In uncompensated rearfoot varus (A), the calcaneus (and forefoot) are inverted when the subtalar joint is neutral.
The person compensates (B) by pronating STJ to allow medial heel to touch the ground.
Compensation retards supination during midstance/terminal stance.
The therapist can eliminate the need for compensation by supporting the deformity using an orthosis with a medial heel wedge.
In uncompensated forefoot varus (A), the plane of metatarsal heads is inverted in relation to the rearfoot's plane when the subtalar joint is neutral.
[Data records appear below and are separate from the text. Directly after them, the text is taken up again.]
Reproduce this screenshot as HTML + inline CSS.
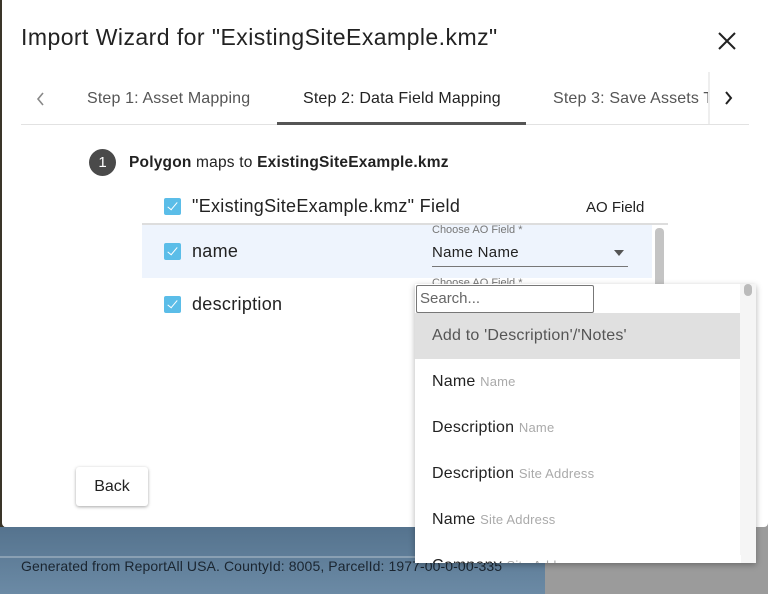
<!DOCTYPE html>
<html><head><style>
*{box-sizing:border-box;margin:0;padding:0}
body{width:768px;height:594px;overflow:hidden;position:relative;font-family:"Liberation Sans",sans-serif;background:#9b9b9b;color:#222}
.abs{position:absolute}
.cb{position:absolute;width:17px;height:17px;background:#5bbde8;border-radius:2px}
.cb:after{content:"";position:absolute;left:6px;top:2px;width:4px;height:9px;border:solid #fff;border-width:0 1.5px 1.5px 0;transform:rotate(40deg)}
.item{position:absolute;left:432px;font-size:16px;color:#222;letter-spacing:.2px}
.item span{font-size:13px;color:#aaa}
</style></head><body>
<div class="abs" style="left:0;top:0;width:4px;height:527px;background:#3a3529"></div>
<div class="abs" style="left:0;top:527px;width:545px;height:67px;background:linear-gradient(#55738e,#6b8aa5)"></div>
<div class="abs" style="left:0;top:556px;width:545px;height:2px;background:#8aa0b3"></div>
<div class="abs" style="left:21px;top:558px;font-size:14px;color:#1a2530;letter-spacing:.1px">Generated from ReportAll USA. CountyId: 8005, ParcelId: 1977-00-0-00-335</div>
<div class="abs" style="left:2px;top:0;width:766px;height:527px;background:#fff;border-radius:0 0 4px 4px"></div>
<div class="abs" style="left:21px;top:24px;font-size:23px;letter-spacing:.45px;color:#222">Import Wizard for "ExistingSiteExample.kmz"</div>
<svg class="abs" style="left:718px;top:32px" width="18" height="18"><path d="M1 1L17 17M17 1L1 17" stroke="#222" stroke-width="2"/></svg>
<svg class="abs" style="left:36px;top:92px" width="10" height="14"><path d="M7 1L2 7L7 13" stroke="#888" stroke-width="1.6" fill="none"/></svg>
<div class="abs" style="left:87px;top:90px;font-size:16px;color:#555;letter-spacing:.15px">Step 1: Asset Mapping</div>
<div class="abs" style="left:303px;top:90px;font-size:16px;color:#222;letter-spacing:.15px">Step 2: Data Field Mapping</div>
<div class="abs" style="left:553px;top:90px;width:155px;overflow:hidden;white-space:nowrap;font-size:16px;color:#555;letter-spacing:.15px">Step 3: Save Assets To</div>
<div class="abs" style="left:708px;top:72px;width:2px;height:53px;background:#eee"></div>
<svg class="abs" style="left:724px;top:91px" width="10" height="14"><path d="M2 1L7 7L2 13" stroke="#222" stroke-width="2" fill="none"/></svg>
<div class="abs" style="left:21px;top:124px;width:728px;height:1px;background:#e2e2e2"></div>
<div class="abs" style="left:277px;top:122px;width:249px;height:3px;background:#555"></div>
<div class="abs" style="left:89px;top:149px;width:27px;height:27px;border-radius:50%;background:#4a4a4a;color:#fff;font-size:15px;text-align:center;line-height:27px">1</div>
<div class="abs" style="left:129px;top:154px;font-size:15.5px;letter-spacing:.2px"><b>Polygon</b> maps to <b>ExistingSiteExample.kmz</b></div>
<div class="cb" style="left:164px;top:198px"></div>
<div class="abs" style="left:192px;top:196px;font-size:18px;letter-spacing:.3px">"ExistingSiteExample.kmz" Field</div>
<div class="abs" style="left:586px;top:199px;font-size:15px">AO Field</div>
<div class="abs" style="left:142px;top:223px;width:526px;height:2px;background:#ddd"></div>
<div class="abs" style="left:142px;top:225px;width:510px;height:53px;background:#eef4fd"></div>
<div class="abs" style="left:655px;top:228px;width:9px;height:60px;background:#c4c4c4;border-radius:4px"></div>
<div class="cb" style="left:164px;top:243px"></div>
<div class="abs" style="left:192px;top:241px;font-size:18px;letter-spacing:.3px">name</div>
<div class="abs" style="left:432px;top:224px;font-size:11px;color:#777">Choose AO Field *</div>
<div class="abs" style="left:432px;top:244px;font-size:15px;letter-spacing:.3px">Name Name</div>
<div class="abs" style="left:614px;top:250px;border:5px solid transparent;border-top:6px solid #555"></div>
<div class="abs" style="left:432px;top:266px;width:196px;height:1px;background:#777"></div>
<div class="abs" style="left:432px;top:277px;font-size:11px;color:#777">Choose AO Field *</div>
<div class="cb" style="left:164px;top:296px"></div>
<div class="abs" style="left:192px;top:294px;font-size:18px;letter-spacing:.3px">description</div>
<div class="abs" style="left:76px;top:467px;width:72px;height:39px;background:#fff;border-radius:3px;box-shadow:0 1px 3px rgba(0,0,0,.35);font-size:16px;text-align:center;line-height:39px">Back</div>
<div class="abs" style="left:415px;top:284px;width:341px;height:279px;background:#fff;box-shadow:0 2px 6px rgba(0,0,0,.3);overflow:hidden">
 <div class="abs" style="left:325px;top:0;width:16px;height:279px;background:#f5f5f5"></div>
 <div class="abs" style="left:329px;top:0;width:8px;height:12px;background:#bbb;border-radius:4px"></div>
 <div class="abs" style="left:1px;top:1px;width:178px;height:28px;border:1px solid #777;border-radius:2px;font-size:15px;color:#666;padding:4px 3px">Search...</div>
 <div class="abs" style="left:0;top:29px;width:325px;height:46px;background:#e0e0e0"></div>
</div>
<div class="item" style="top:327px;color:#555">Add to 'Description'/'Notes'</div>
<div class="item" style="top:373px">Name <span>Name</span></div>
<div class="item" style="top:419px">Description <span>Name</span></div>
<div class="item" style="top:465px">Description <span>Site Address</span></div>
<div class="item" style="top:511px">Name <span>Site Address</span></div>
<div class="abs" style="left:415px;top:555px;width:326px;height:8px;overflow:hidden;background:#fff"><div class="item" style="left:17px;top:2px">Company <span>Site Address</span></div></div>
</body></html>
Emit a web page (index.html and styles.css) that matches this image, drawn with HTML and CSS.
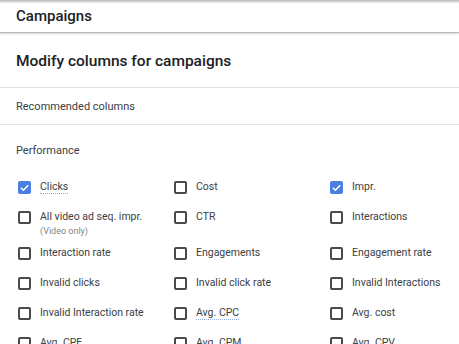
FILE: index.html
```html
<!DOCTYPE html>
<html>
    <head>
        <title>Modify columns</title>
        <link rel="stylesheet" href="styles.css">
    </head>
    <body>
        <!-- Page header -->
        <div class="topbar">Campaigns</div>

        <!-- Dialog -->
        <div class="dialog-title">Modify columns for campaigns</div>
        <div class="section-head">Recommended columns</div>

        <div class="group">
            <div class="group-title">Performance</div>
            <div class="grid">
                <div class="item"><span class="box checked"></span><div class="text"><span class="label dotted">Clicks</span></div></div>
                <div class="item"><span class="box"></span><div class="text"><span class="label">Cost</span></div></div>
                <div class="item"><span class="box checked"></span><div class="text"><span class="label">Impr.</span></div></div>

                <div class="item"><span class="box"></span><div class="text"><span class="label">All video ad seq. impr.</span><div class="sub">(Video only)</div></div></div>
                <div class="item"><span class="box"></span><div class="text"><span class="label">CTR</span></div></div>
                <div class="item"><span class="box"></span><div class="text"><span class="label">Interactions</span></div></div>

                <div class="item"><span class="box"></span><div class="text"><span class="label">Interaction rate</span></div></div>
                <div class="item"><span class="box"></span><div class="text"><span class="label">Engagements</span></div></div>
                <div class="item"><span class="box"></span><div class="text"><span class="label">Engagement rate</span></div></div>

                <div class="item"><span class="box"></span><div class="text"><span class="label">Invalid clicks</span></div></div>
                <div class="item"><span class="box"></span><div class="text"><span class="label">Invalid click rate</span></div></div>
                <div class="item"><span class="box"></span><div class="text"><span class="label">Invalid Interactions</span></div></div>

                <div class="item"><span class="box"></span><div class="text"><span class="label">Invalid Interaction rate</span></div></div>
                <div class="item"><span class="box"></span><div class="text"><span class="label dotted">Avg. CPC</span></div></div>
                <div class="item"><span class="box"></span><div class="text"><span class="label">Avg. cost</span></div></div>

                <div class="item"><span class="box"></span><div class="text"><span class="label">Avg. CPE</span></div></div>
                <div class="item"><span class="box"></span><div class="text"><span class="label">Avg. CPM</span></div></div>
                <div class="item"><span class="box"></span><div class="text"><span class="label">Avg. CPV</span></div></div>
            </div>
        </div>
    </body>
</html>
```

FILE: styles.css
```css
body{
    font-family: Roboto, "Liberation Sans", Arial, sans-serif;
    margin: 0;
    padding: 0;
    background-color: #fff;
    color: #3c4043;
    overflow: hidden;
}
.topbar{
    height: 33px;
    box-sizing: border-box;
    padding: 7px 16px 0;
    line-height: 18px;
    font-size: 15px;
    font-weight: 500;
    color: #202124;
    border-bottom: 1px solid #b8b8b8;
    box-shadow: inset 0 3px 2px -1px rgba(0,0,0,0.25), 0 1px 2px rgba(0,0,0,0.18);
}
.dialog-title{
    height: 55px;
    box-sizing: border-box;
    padding: 18px 16px 0;
    line-height: 20px;
    font-size: 15.5px;
    font-weight: 500;
    color: #202124;
    border-bottom: 1px solid #e2e2e2;
}
.section-head{
    padding: 10px 16px 8px;
    line-height: 18px;
    font-size: 11px;
    border-bottom: 1px solid #e2e2e2;
}
.group{
    padding: 17px 0 0 18px;
}
.group-title{
    margin-left: -2px;
    line-height: 18px;
    font-size: 11px;
    margin-bottom: 13px;
}
.grid{
    display: grid;
    grid-template-columns: 156px 156px 156px;
}
.item{
    display: flex;
    align-items: flex-start;
    gap: 9px;
    min-height: 30px;
    box-sizing: border-box;
    padding: 7px 0 2px;
}
.box{
    flex: none;
    width: 13px;
    height: 13px;
    margin-top: 1px;
    box-sizing: border-box;
    border: 2px solid #4a4a4a;
    border-radius: 2px;
}
.box.checked{
    border: none;
    background-color: #4a7fe0;
    background-image: url("data:image/svg+xml,%3Csvg xmlns='http://www.w3.org/2000/svg' viewBox='0 0 13 13'%3E%3Cpath d='M3 6.8l2.4 2.4 4.8-5' fill='none' stroke='white' stroke-width='1.6'/%3E%3C/svg%3E");
}
.text{
    font-size: 10.5px;
    line-height: 14px;
}
.label{
    display: inline-block;
    vertical-align: top;
}
.dotted{
    line-height: 13px;
    border-bottom: 1px dotted #8fa8e8;
}
.sub{
    margin-top: 1px;
    font-size: 9px;
    line-height: 12px;
    color: #80868b;
}
```
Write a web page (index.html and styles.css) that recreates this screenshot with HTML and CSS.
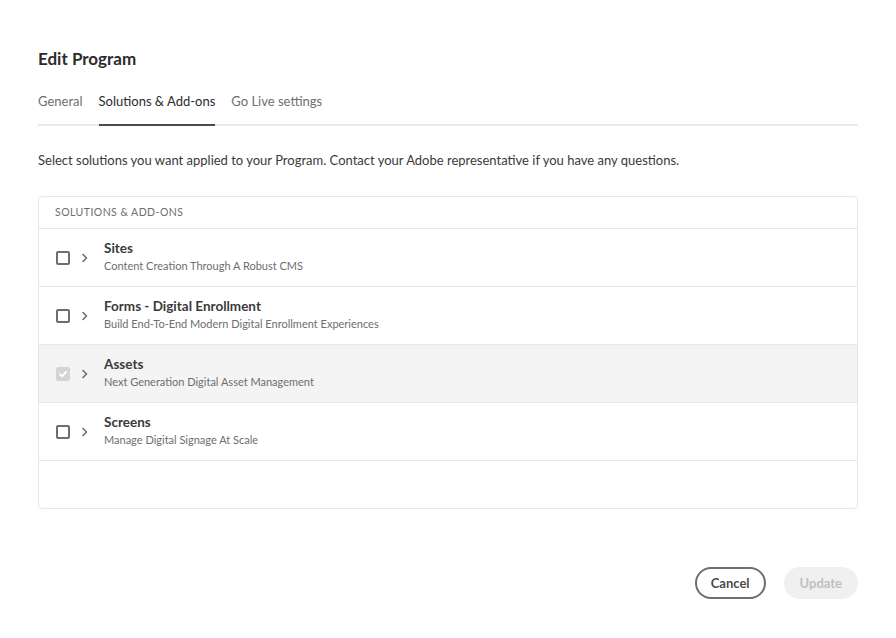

The person compensates (B) by pronating the STJ durng midstance and terminal stance to allow the first metatarsal to contact the ground.
The compensation retards midstance/terminal stance supination.
The therapist can eliminate the need for compensation by supporting the deformity with an orthosis that incorporates a medial forefoot wedge.
In uncompensated forefoot valgus (A), the plane of metatarsal heads is everted in relation to the rearfoot when the STJ is in neutral.
The person compensates (B) by supinating the STJ during midstance then pronating during terminal stance.
The compensation makes the foot less stable during preswing and push-off and, over time, produces joint laxity and pain.
The therapist can eliminate the need for compensation by supporting the deformity with an orthosis that incorporates a lateral forefoot wedge.
When the ankle's passive dorsiflexion is limited, the cause can be structural (bony and fixed or rigid) or "functional," related to shortened soft tissue.
Whatever the source of the limited ankle dorsiflexion, one can compensate by pronating the STJ during midstance and terminal stance. Because pronation has a sagittal plane component, dorsiflexion, the person can advance the tibia during stance by moving at the subtalar joint as well as the ankle.
The compensatory pronation provides as much as 10 degrees of functional dorsiflexion (Tiberio, Bohannon, & Zito, 1989) but at the cost of rendering the foot mobile during push-off.
Rodgers, M.M. (1995). Dynamic foot biomechanics. Journal of Orthopedic and Sports Physical Therapy, 21, 306-316.
Tiberio, D. (1988). Pathomechanics of structural foot deformities. Physical Therapy, 68, 1840-9.
Tiberio, D., Bohannon, R.W., & Zito, M.A. (1989). Effect of subtalar joint position on the measurement of maximum ankle dorsiflexion. Clinical Biomechanics, 4, 189-191.